DATA SECTION
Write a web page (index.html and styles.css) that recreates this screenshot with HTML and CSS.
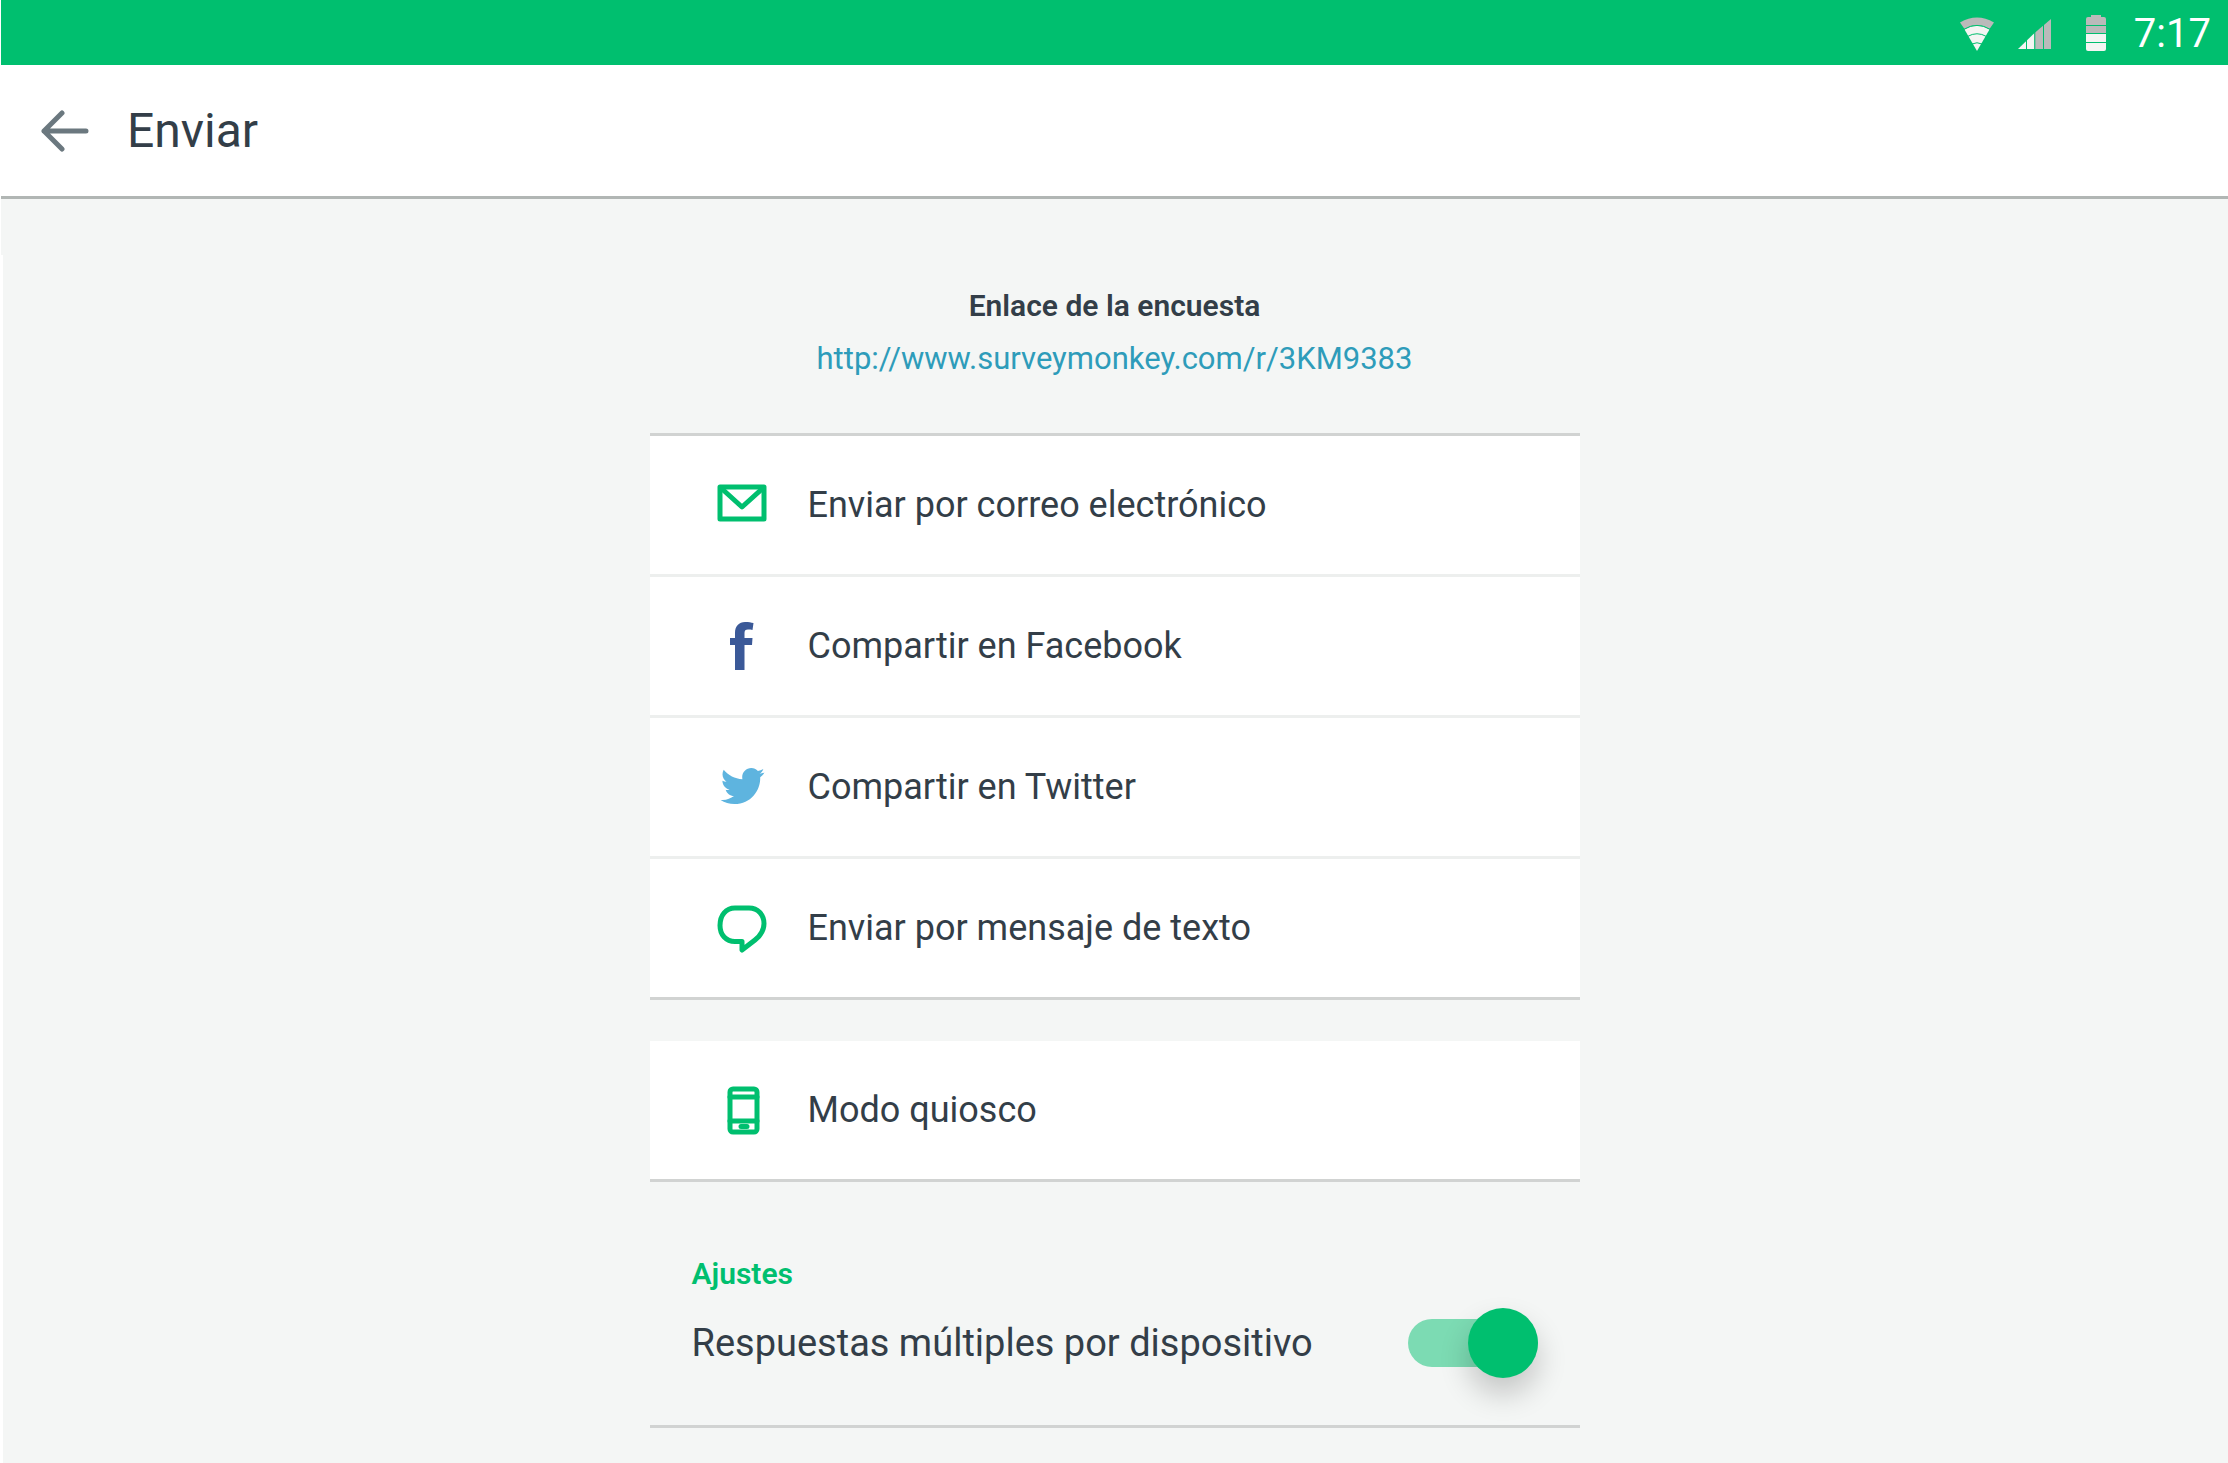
FILE: index.html
```html
<!DOCTYPE html>
<html lang="es">
<head>
<meta charset="utf-8">
<meta name="viewport" content="width=device-width, initial-scale=1">
<title>Enviar</title>
<link rel="stylesheet" href="styles.css">
</head>
<body>
<div class="status-bar">
  <svg class="status-icon" viewBox="0 0 34 34" aria-hidden="true">
    <path fill="#bababa" d="M0 5.500Q17-4.500 34 5.500L29.500 12Q17 4 4.500 12Z"/>
    <path fill="#f4f5f3" d="M4.500 12.500Q17 4.500 29.500 12.500L17 34Z"/>
    <path fill="none" stroke="#00bf6f" d="M4 12.300Q17 4.500 30 12.300M7.500 19.500Q17 14 26.500 19.500M12 27Q17 24.500 22 27"/>
  </svg>
  <svg class="status-icon" viewBox="0 0 34 34" aria-hidden="true">
    <path fill="#f4f5f3" d="M0 32L16.500 16V32Z"/>
    <path fill="#bababa" d="M16.500 16L33 2V32H16.500Z"/>
    <path stroke="#00bf6f" d="M8.500 20V33M16.800 14V33M25.500 6V33"/>
  </svg>
  <svg class="status-icon" viewBox="0 0 34 34" aria-hidden="true">
    <path fill="#bababa" d="M15 -2H25V0H28Q30 0 30 2V17H10V2Q10 0 12 0H15Z"/>
    <path fill="#f4f5f3" d="M10 17H30V32Q30 34 28 34H12Q10 34 10 32Z"/>
    <path stroke="#00bf6f" d="M10 8.500H30M10 16.500H30M10 25.500H30"/>
  </svg>
  <time class="clock">7:17</time>
</div>
<header class="app-bar">
  <button class="back" type="button" aria-label="Atrás">
    <svg viewBox="0 0 48 42" aria-hidden="true"><path d="M45 21H3M21 3L3 21L21 39"/></svg>
  </button>
  <h1 class="title">Enviar</h1>
</header>
<main class="content">
  <div class="column">
    <section class="survey-link">
      <h2 class="link-label">Enlace de la encuesta</h2>
      <a class="link" href="http://www.surveymonkey.com/r/3KM9383">http://www.surveymonkey.com/r/3KM9383</a>
    </section>
    <div class="card card-share">
      <button class="row" type="button">
        <svg class="icon line" viewBox="0 0 48 48" aria-hidden="true">
          <path d="M2 6H46V38H2Z"/><path d="M3 7L24 26L45 7"/>
        </svg>
        <span>Enviar por correo electrónico</span>
      </button>
      <button class="row" type="button">
        <svg class="icon facebook" viewBox="0 0 48 48" aria-hidden="true">
          <path d="M17 48V23H12V16H17V11C17 4 21 0 27 0C31 0 33 .5 35.500 1L34.500 8C33 7.500 32 7.500 30 7.500C27.500 7.500 26.500 8.500 26.500 11V16H34.500L34 23H26.500V48Z"/>
        </svg>
        <span>Compartir en Facebook</span>
      </button>
      <button class="row" type="button">
        <svg class="icon twitter" viewBox="0 0 48 48" aria-hidden="true">
          <path d="M46.500 9.400C45 10.100 43.300 10.600 41.500 10.800C43.300 9.700 44.700 8 45.300 5.900C43.700 6.900 41.800 7.600 39.900 8C38.200 6.200 35.900 5.100 33.300 5.100C28.300 5.100 24.200 9.100 24.200 14.100C24.200 14.800 24.300 15.500 24.400 16.200C16.900 15.800 10.200 12.200 5.700 6.700C4.900 8.100 4.500 9.600 4.500 11.300C4.500 14.400 6.100 17.200 8.500 18.800C7 18.800 5.600 18.300 4.400 17.700V17.800C4.400 22.200 7.500 25.800 11.600 26.700C10.900 26.900 10.100 27 9.300 27C8.700 27 8.200 26.900 7.600 26.800C8.700 30.400 12.100 33 16 33.100C12.900 35.500 9 37 4.800 37C4 37 3.300 37 2.600 36.900C6.600 39.500 11.300 41 16.400 41C33.100 41 42.200 27.300 42.200 15.400V14.200C43.900 12.900 45.400 11.300 46.500 9.400Z"/>
        </svg>
        <span>Compartir en Twitter</span>
      </button>
      <button class="row" type="button">
        <svg class="icon line" viewBox="0 0 48 48" aria-hidden="true">
          <path d="M17 4H31C40 4 46 11 46 19.500C46 27 42 32 37 36L24 46V37.500H17C8 37.500 2 31 2 21.500C2 11 8 4 17 4Z"/>
        </svg>
        <span>Enviar por mensaje de texto</span>
      </button>
    </div>
    <div class="card card-kiosk">
      <button class="row" type="button">
        <svg class="icon line" viewBox="0 0 48 48" aria-hidden="true">
          <rect x="12" y="3" width="27" height="43" rx="3"/>
          <path d="M12 11H39M12 35H39M23 40.500H29"/>
        </svg>
        <span>Modo quiosco</span>
      </button>
    </div>
    <section class="settings">
      <h2 class="settings-title">Ajustes</h2>
      <label class="setting">
        <span>Respuestas múltiples por dispositivo</span>
        <input class="switch" type="checkbox" role="switch" checked>
      </label>
    </section>
  </div>
</main>
</body>
</html>
```
FILE: styles.css
```css
* { box-sizing: border-box; }

html {
  background: #fff;
}

body {
  margin: 0 0 0 1px;
  min-height: 100vh;
  display: flex;
  flex-direction: column;
  background: #f4f6f5;
  color: #333e48;
  font-family: Roboto, "Liberation Sans", sans-serif;
}

h1, h2 { margin: 0; }

button {
  border: 0;
  background: none;
  color: inherit;
  font: inherit;
  cursor: pointer;
}

.status-bar {
  display: flex;
  align-items: center;
  justify-content: flex-end;
  gap: 24px;
  height: 65px;
  padding: 2px 17px 0 0;
  background: #00bf6f;
}

.status-icon {
  width: 34px;
  height: 34px;
  overflow: visible;
}

.clock {
  color: #fff;
  font-size: 40px;
  line-height: 48px;
}

.app-bar {
  display: flex;
  align-items: center;
  gap: 38px;
  height: 134px;
  padding-left: 40px;
  background: #fff;
  border-bottom: 3px solid #b1b6b4;
}

.back {
  display: flex;
  padding: 0;
}

.back svg {
  width: 48px;
  height: 42px;
  fill: none;
  stroke: #6b787f;
  stroke-width: 5;
  stroke-linecap: round;
  stroke-linejoin: round;
}

.title {
  font-size: 48px;
  line-height: 56px;
  font-weight: 400;
}

.content {
  flex: 1;
  margin-top: 56px;
  padding: 0 26px 34px 24px;
  border-left: 2px solid #fff;
}

.column {
  max-width: 930px;
  margin: 0 auto;
}

.survey-link {
  display: flex;
  flex-direction: column;
  align-items: center;
  gap: 14px;
  padding: 32px 0 54px;
}

.link-label,
.settings-title {
  font-size: 30px;
  line-height: 38px;
  font-weight: 600;
}

.link {
  color: #2e9cba;
  font-size: 31px;
  line-height: 40px;
  text-decoration: none;
}

.card {
  background: #fff;
  border-bottom: 3px solid #d1d3d2;
}

.card-share {
  border-top: 3px solid #d1d3d2;
}

.card-kiosk {
  margin-top: 41px;
}

.row {
  display: flex;
  align-items: center;
  gap: 42px;
  width: 100%;
  height: 138px;
  padding: 0 68px;
  font-size: 36px;
  line-height: 44px;
  text-align: left;
}

.row + .row {
  height: 141px;
  border-top: 3px solid #edefee;
}

.icon {
  flex: none;
  width: 48px;
  height: 48px;
}

.line {
  fill: none;
  stroke: #00bf6f;
  stroke-width: 5;
  stroke-linecap: round;
  stroke-linejoin: round;
  overflow: visible;
}

.facebook { fill: #3b5998; }

.twitter { fill: #5eb4df; }

.settings {
  padding: 73px 42px 47px;
  border-bottom: 3px solid #d1d3d2;
}

.settings-title {
  color: #00bf6f;
}

.setting {
  display: flex;
  align-items: center;
  justify-content: space-between;
  margin-top: 15px;
  font-size: 38px;
  line-height: 48px;
}

.switch {
  appearance: none;
  display: grid;
  grid-template-columns: 1fr;
  align-items: center;
  width: 130px;
  height: 70px;
  margin: 0;
  cursor: pointer;
}

.switch::before,
.switch::after {
  content: "";
  grid-area: 1 / 1;
}

.switch::before {
  height: 48px;
  border-radius: 24px;
  background: #b9bfbc;
}

.switch::after {
  width: 70px;
  height: 70px;
  border-radius: 50%;
  background: #fff;
  box-shadow: 0 16px 30px rgba(0, 0, 0, .2);
}

.switch:checked::before { background: #7cdbb3; }

.switch:checked::after {
  justify-self: end;
  background: #00bf6f;
}
```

WHAT NEEDS TO BE DONE
Determine the number of lines in the listing that hold the word "styles", and supply that number and nothing further.

FINISHED ANSWER
3